The required output is the block of lines from the line with "Generate a component" to the line with "h-[77px] border-b-2 border-r-2", endpoints included and pictures omitted.
* begin EXCERPTED DATA *
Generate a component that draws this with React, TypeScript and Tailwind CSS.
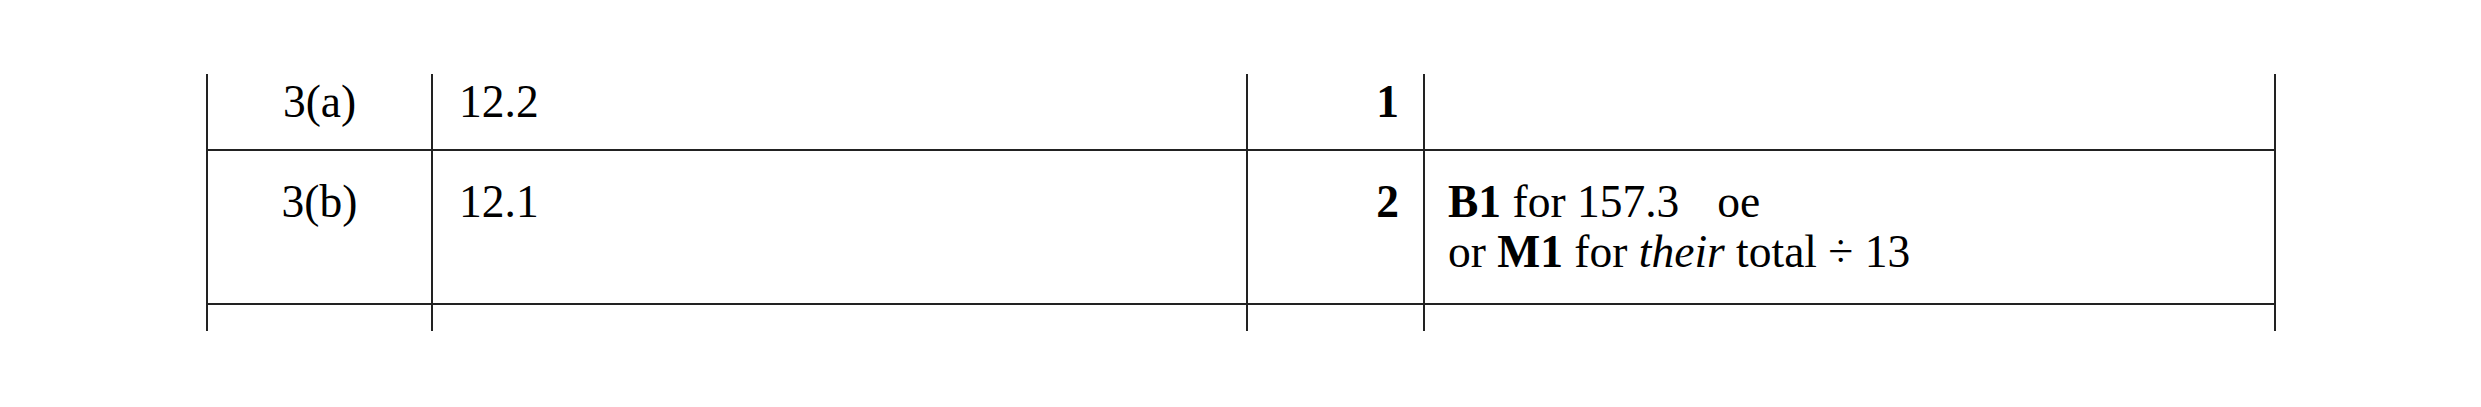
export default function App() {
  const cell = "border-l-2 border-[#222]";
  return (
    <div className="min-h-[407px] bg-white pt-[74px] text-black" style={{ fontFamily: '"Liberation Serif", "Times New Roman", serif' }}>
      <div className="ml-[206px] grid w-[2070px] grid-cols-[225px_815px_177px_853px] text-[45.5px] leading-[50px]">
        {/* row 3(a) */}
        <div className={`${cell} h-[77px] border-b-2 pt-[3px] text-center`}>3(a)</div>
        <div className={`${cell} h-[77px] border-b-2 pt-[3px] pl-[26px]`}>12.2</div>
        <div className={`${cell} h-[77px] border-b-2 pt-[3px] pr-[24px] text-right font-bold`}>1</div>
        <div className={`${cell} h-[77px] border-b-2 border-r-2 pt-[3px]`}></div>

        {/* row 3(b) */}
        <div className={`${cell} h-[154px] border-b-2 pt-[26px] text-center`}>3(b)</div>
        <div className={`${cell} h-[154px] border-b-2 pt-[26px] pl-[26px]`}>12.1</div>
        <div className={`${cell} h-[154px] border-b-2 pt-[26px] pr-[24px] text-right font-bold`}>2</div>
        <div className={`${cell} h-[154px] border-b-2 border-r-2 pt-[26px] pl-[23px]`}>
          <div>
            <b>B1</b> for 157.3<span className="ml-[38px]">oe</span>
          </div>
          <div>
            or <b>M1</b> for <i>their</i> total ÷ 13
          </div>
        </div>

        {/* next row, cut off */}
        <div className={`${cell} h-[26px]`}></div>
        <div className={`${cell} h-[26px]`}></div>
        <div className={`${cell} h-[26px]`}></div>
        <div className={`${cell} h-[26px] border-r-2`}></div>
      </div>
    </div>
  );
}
* end EXCERPTED DATA *
* begin EXCERPTED DATA *
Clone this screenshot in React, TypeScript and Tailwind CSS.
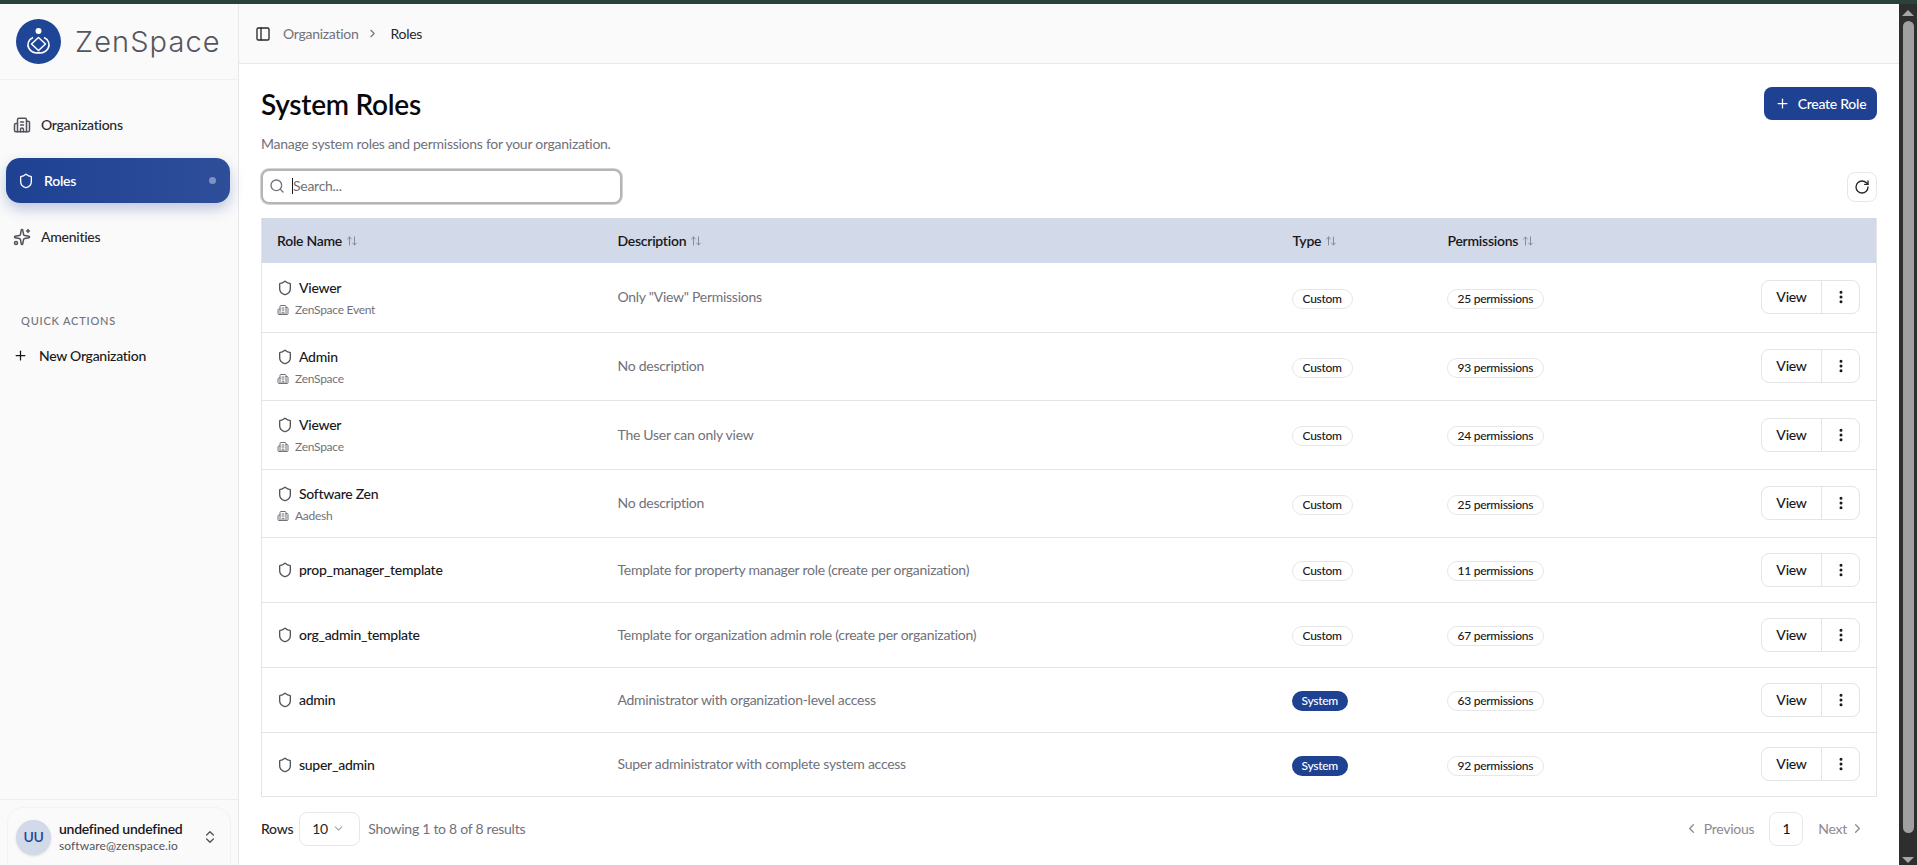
* end EXCERPTED DATA *
* begin EXCERPTED DATA *
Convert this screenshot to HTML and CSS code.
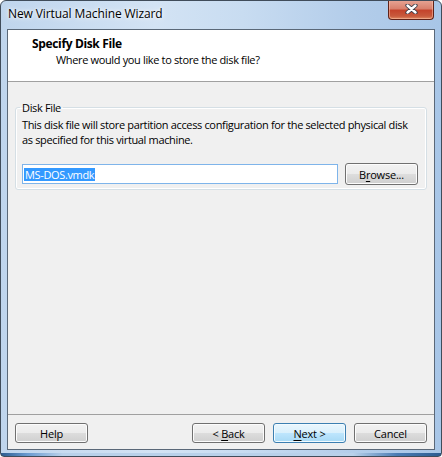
* end EXCERPTED DATA *
**THE ANSWER:**
Generate a component that draws this with React, TypeScript and Tailwind CSS.
export default function App() {
  const cell = "border-l-2 border-[#222]";
  return (
    <div className="min-h-[407px] bg-white pt-[74px] text-black" style={{ fontFamily: '"Liberation Serif", "Times New Roman", serif' }}>
      <div className="ml-[206px] grid w-[2070px] grid-cols-[225px_815px_177px_853px] text-[45.5px] leading-[50px]">
        {/* row 3(a) */}
        <div className={`${cell} h-[77px] border-b-2 pt-[3px] text-center`}>3(a)</div>
        <div className={`${cell} h-[77px] border-b-2 pt-[3px] pl-[26px]`}>12.2</div>
        <div className={`${cell} h-[77px] border-b-2 pt-[3px] pr-[24px] text-right font-bold`}>1</div>
        <div className={`${cell} h-[77px] border-b-2 border-r-2 pt-[3px]`}></div>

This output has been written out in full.